— Task instructions —
For this exercise, repeat all of the material verbatim apart from its images.
--------------------------------------------------
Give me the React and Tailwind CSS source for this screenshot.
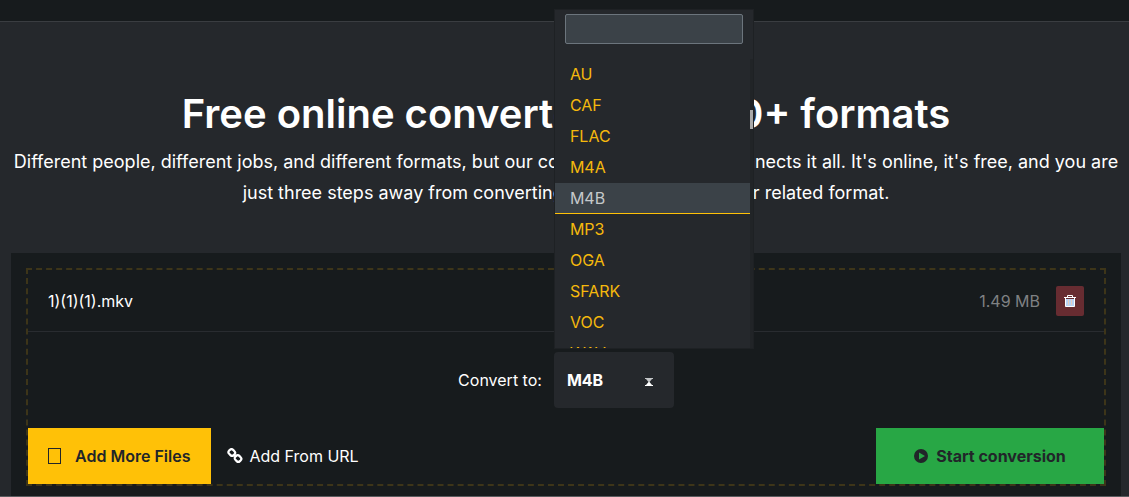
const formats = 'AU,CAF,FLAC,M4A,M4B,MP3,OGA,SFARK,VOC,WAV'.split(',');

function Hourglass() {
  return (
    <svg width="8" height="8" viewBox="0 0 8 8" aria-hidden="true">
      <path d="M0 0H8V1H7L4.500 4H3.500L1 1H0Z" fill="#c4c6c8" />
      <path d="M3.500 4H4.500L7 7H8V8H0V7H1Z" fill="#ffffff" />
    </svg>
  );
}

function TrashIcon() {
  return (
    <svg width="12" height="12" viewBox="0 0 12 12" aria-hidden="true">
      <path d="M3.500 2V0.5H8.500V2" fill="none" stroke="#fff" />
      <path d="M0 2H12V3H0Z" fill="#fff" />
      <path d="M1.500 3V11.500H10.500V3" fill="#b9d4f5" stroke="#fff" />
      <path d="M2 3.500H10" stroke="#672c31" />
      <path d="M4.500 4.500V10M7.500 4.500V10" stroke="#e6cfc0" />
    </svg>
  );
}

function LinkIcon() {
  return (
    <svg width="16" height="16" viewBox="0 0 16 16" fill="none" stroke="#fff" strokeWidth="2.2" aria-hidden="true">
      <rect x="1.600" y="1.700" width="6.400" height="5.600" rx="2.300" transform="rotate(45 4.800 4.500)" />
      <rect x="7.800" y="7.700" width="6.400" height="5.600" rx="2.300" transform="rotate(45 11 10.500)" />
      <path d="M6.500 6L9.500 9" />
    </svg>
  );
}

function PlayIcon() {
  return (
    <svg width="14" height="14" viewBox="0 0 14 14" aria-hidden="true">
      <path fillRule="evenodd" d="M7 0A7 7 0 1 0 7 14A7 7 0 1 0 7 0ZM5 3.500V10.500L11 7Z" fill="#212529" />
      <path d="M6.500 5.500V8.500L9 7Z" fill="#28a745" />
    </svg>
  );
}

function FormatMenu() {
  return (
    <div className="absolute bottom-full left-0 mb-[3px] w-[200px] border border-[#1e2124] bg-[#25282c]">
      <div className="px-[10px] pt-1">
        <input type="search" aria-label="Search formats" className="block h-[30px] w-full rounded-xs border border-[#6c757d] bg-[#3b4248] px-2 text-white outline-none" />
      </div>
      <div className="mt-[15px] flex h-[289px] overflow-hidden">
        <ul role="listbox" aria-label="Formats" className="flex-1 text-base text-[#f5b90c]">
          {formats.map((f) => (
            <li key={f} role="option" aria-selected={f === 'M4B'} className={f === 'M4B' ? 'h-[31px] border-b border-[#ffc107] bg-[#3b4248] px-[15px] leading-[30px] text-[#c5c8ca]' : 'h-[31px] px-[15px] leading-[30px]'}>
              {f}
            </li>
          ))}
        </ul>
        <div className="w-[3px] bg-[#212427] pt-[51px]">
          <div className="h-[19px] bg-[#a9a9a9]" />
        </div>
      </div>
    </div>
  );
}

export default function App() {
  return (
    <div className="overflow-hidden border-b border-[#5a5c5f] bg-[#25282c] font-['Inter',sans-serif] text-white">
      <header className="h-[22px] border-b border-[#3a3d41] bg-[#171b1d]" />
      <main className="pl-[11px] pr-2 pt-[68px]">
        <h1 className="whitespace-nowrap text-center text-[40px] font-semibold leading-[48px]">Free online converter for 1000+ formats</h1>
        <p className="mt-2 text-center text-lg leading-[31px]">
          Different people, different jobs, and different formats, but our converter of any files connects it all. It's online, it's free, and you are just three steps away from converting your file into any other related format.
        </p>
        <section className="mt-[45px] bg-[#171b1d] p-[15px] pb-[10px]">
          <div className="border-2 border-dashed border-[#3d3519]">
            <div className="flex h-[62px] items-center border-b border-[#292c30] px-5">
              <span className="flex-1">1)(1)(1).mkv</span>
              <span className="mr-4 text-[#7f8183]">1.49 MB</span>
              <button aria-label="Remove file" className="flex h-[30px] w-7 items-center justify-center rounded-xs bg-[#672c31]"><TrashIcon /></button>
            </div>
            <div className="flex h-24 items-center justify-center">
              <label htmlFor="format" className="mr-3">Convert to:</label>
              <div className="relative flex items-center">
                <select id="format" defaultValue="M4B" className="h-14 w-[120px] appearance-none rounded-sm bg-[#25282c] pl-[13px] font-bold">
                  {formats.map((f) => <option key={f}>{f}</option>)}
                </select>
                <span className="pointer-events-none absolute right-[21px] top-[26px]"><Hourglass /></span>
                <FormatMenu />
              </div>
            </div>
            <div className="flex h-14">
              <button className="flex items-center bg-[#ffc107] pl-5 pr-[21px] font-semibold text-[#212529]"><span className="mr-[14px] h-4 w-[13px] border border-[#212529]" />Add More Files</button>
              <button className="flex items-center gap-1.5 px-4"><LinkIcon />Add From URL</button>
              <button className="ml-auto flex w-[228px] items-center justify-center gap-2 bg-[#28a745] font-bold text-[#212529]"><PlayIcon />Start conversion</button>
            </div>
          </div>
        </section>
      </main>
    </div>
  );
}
--------------------------------------------------
— Answer for this exercise —
Give me the React and Tailwind CSS source for this screenshot.
const formats = 'AU,CAF,FLAC,M4A,M4B,MP3,OGA,SFARK,VOC,WAV'.split(',');

function Hourglass() {
  return (
    <svg width="8" height="8" viewBox="0 0 8 8" aria-hidden="true">
      <path d="M0 0H8V1H7L4.500 4H3.500L1 1H0Z" fill="#c4c6c8" />
      <path d="M3.500 4H4.500L7 7H8V8H0V7H1Z" fill="#ffffff" />
    </svg>
  );
}

function TrashIcon() {
  return (
    <svg width="12" height="12" viewBox="0 0 12 12" aria-hidden="true">
      <path d="M3.500 2V0.5H8.500V2" fill="none" stroke="#fff" />
      <path d="M0 2H12V3H0Z" fill="#fff" />
      <path d="M1.500 3V11.500H10.500V3" fill="#b9d4f5" stroke="#fff" />
      <path d="M2 3.500H10" stroke="#672c31" />
      <path d="M4.500 4.500V10M7.500 4.500V10" stroke="#e6cfc0" />
    </svg>
  );
}

function LinkIcon() {
  return (
    <svg width="16" height="16" viewBox="0 0 16 16" fill="none" stroke="#fff" strokeWidth="2.2" aria-hidden="true">
      <rect x="1.600" y="1.700" width="6.400" height="5.600" rx="2.300" transform="rotate(45 4.800 4.500)" />
      <rect x="7.800" y="7.700" width="6.400" height="5.600" rx="2.300" transform="rotate(45 11 10.500)" />
      <path d="M6.500 6L9.500 9" />
    </svg>
  );
}

function PlayIcon() {
  return (
    <svg width="14" height="14" viewBox="0 0 14 14" aria-hidden="true">
      <path fillRule="evenodd" d="M7 0A7 7 0 1 0 7 14A7 7 0 1 0 7 0ZM5 3.500V10.500L11 7Z" fill="#212529" />
      <path d="M6.500 5.500V8.500L9 7Z" fill="#28a745" />
    </svg>
  );
}

function FormatMenu() {
  return (
    <div className="absolute bottom-full left-0 mb-[3px] w-[200px] border border-[#1e2124] bg-[#25282c]">
      <div className="px-[10px] pt-1">
        <input type="search" aria-label="Search formats" className="block h-[30px] w-full rounded-xs border border-[#6c757d] bg-[#3b4248] px-2 text-white outline-none" />
      </div>
      <div className="mt-[15px] flex h-[289px] overflow-hidden">
        <ul role="listbox" aria-label="Formats" className="flex-1 text-base text-[#f5b90c]">
          {formats.map((f) => (
            <li key={f} role="option" aria-selected={f === 'M4B'} className={f === 'M4B' ? 'h-[31px] border-b border-[#ffc107] bg-[#3b4248] px-[15px] leading-[30px] text-[#c5c8ca]' : 'h-[31px] px-[15px] leading-[30px]'}>
              {f}
            </li>
          ))}
        </ul>
        <div className="w-[3px] bg-[#212427] pt-[51px]">
          <div className="h-[19px] bg-[#a9a9a9]" />
        </div>
      </div>
    </div>
  );
}

export default function App() {
  return (
    <div className="overflow-hidden border-b border-[#5a5c5f] bg-[#25282c] font-['Inter',sans-serif] text-white">
      <header className="h-[22px] border-b border-[#3a3d41] bg-[#171b1d]" />
      <main className="pl-[11px] pr-2 pt-[68px]">
        <h1 className="whitespace-nowrap text-center text-[40px] font-semibold leading-[48px]">Free online converter for 1000+ formats</h1>
        <p className="mt-2 text-center text-lg leading-[31px]">
          Different people, different jobs, and different formats, but our converter of any files connects it all. It's online, it's free, and you are just three steps away from converting your file into any other related format.
        </p>
        <section className="mt-[45px] bg-[#171b1d] p-[15px] pb-[10px]">
          <div className="border-2 border-dashed border-[#3d3519]">
            <div className="flex h-[62px] items-center border-b border-[#292c30] px-5">
              <span className="flex-1">1)(1)(1).mkv</span>
              <span className="mr-4 text-[#7f8183]">1.49 MB</span>
              <button aria-label="Remove file" className="flex h-[30px] w-7 items-center justify-center rounded-xs bg-[#672c31]"><TrashIcon /></button>
            </div>
            <div className="flex h-24 items-center justify-center">
              <label htmlFor="format" className="mr-3">Convert to:</label>
              <div className="relative flex items-center">
                <select id="format" defaultValue="M4B" className="h-14 w-[120px] appearance-none rounded-sm bg-[#25282c] pl-[13px] font-bold">
                  {formats.map((f) => <option key={f}>{f}</option>)}
                </select>
                <span className="pointer-events-none absolute right-[21px] top-[26px]"><Hourglass /></span>
                <FormatMenu />
              </div>
            </div>
            <div className="flex h-14">
              <button className="flex items-center bg-[#ffc107] pl-5 pr-[21px] font-semibold text-[#212529]"><span className="mr-[14px] h-4 w-[13px] border border-[#212529]" />Add More Files</button>
              <button className="flex items-center gap-1.5 px-4"><LinkIcon />Add From URL</button>
              <button className="ml-auto flex w-[228px] items-center justify-center gap-2 bg-[#28a745] font-bold text-[#212529]"><PlayIcon />Start conversion</button>
            </div>
          </div>
        </section>
      </main>
    </div>
  );
}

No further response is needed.